The investigating agency has informed SIT that it has sent Letters Rogatory to various countries in connection with different cases over the years and the responses are still awaited.

The CBI has also suggested that the agency's officials should be deputed at Indian embassies in different countries.

The report also reveals that the Central Board of Direct Taxes (CBDT) has obtained consent waivers from at least 174 account holders from the leaked HSBC list of 628 alleged black money account holders. Prosecution proceedings are in progress against 27 for not furnishing account details.

Consent waivers are "no-objection" letters by account holders to the banks in divulging account details to investigating authorities.

CBDT, in its action taken report to the SIT, stated that they have assessed 14 cases after obtaining consent waivers from account holders. They have also assessed 65 other cases. The government is contemplating prosecution of some account holders for wilful attempt to evade tax.

The CBDT has informed SIT that the specific amount was mentioned only in 339 cases in the HSBC list, while no amount was mentioned against 289 persons.

The SIT has asked the Reserve Bank of India to provide the annual financial inspection report of HSBC for 2012. The SIT has also directed RBI to give data in cases amounting to more than Rs 100 crore and pending for more than two years with the Enforcement Directorate.

In an interesting reference, the SIT has directed the Director General of Foreign Trade to contact Raghvendra Jha of Australian University and request him to furnish detailed information to SIT confidentially.

Another major task before the SIT is to probe all issues relating to matters concerning and arising from the unaccounted monies of stud farm owner Hassan Ali and Kolkata-based business family Tapurias.
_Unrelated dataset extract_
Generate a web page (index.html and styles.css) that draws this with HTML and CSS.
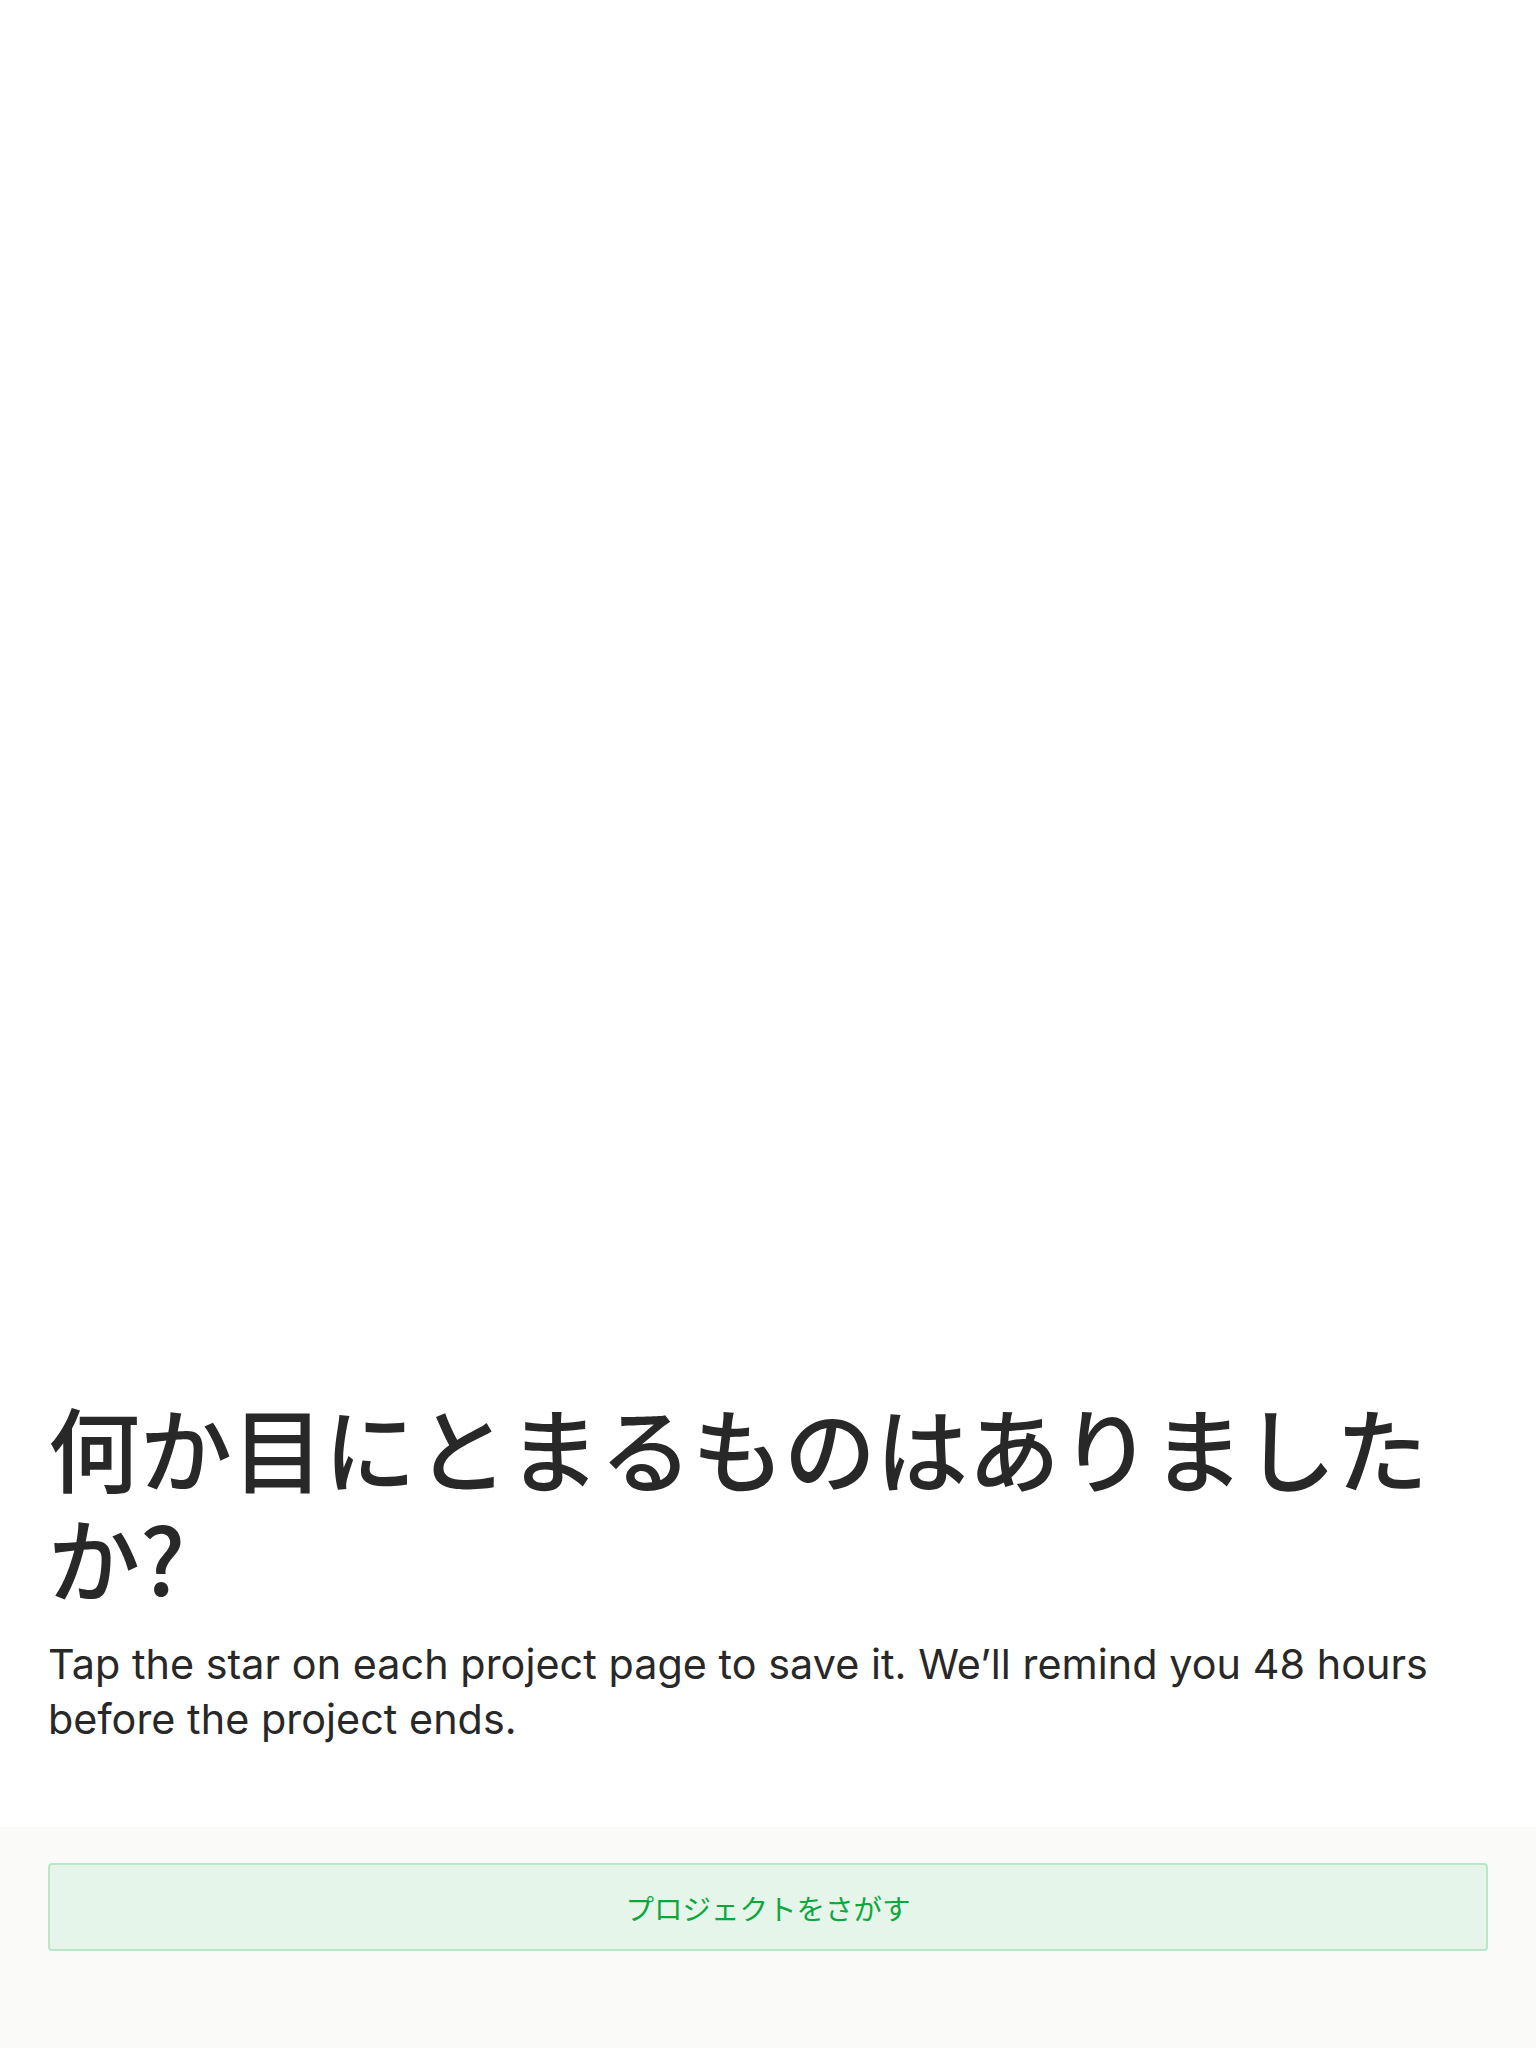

The SIT has recommended speeding up the legislative processes concerning black money and referred to the Rs 660 crore fraud by the Rashmi Metaliks Ltd, in which more than 100 adjournments before the high court was granted.

The company's revenue had grown phenomenally from just Rs13 lakh to Rs1,185 crore within four years of its establishment.

The SIT report also states that the illicit financial flow into India from 2002 to 2011 is around $343,922 million and it has increased massively after 2006.

The SIT has also stated that all exports worth more than Rs1 crore should be transacted through digital means. It specifically asked CBDT to submit feedback on the assessment completed in pursuance of information obtained from Mauritius at least in 10 cases.

The SIT report also mentioned that the Directorate of Revenue Intelligence (DRI) has found that forged bills of postal documents were submitted to banks and huge amounts of foreign exchange had been remitted to various overseas accounts, mostly in Hong Kong.

The report called for the setting up of an investigation unit with the Enforcement Directorate as the nodal co-ordinating agency, so that various sources could be investigated under respective statutes.

The SIT has suggested amendments to the Foreign Exchange Management and Prevention of Money Laundering Acts.

It stressed on the need to make the system more officer-based than clerk-based, which should be possible, once computer technology is induced into the tax administration.

The present system of door-to-door surveys should be strengthened by giving it statutory backing.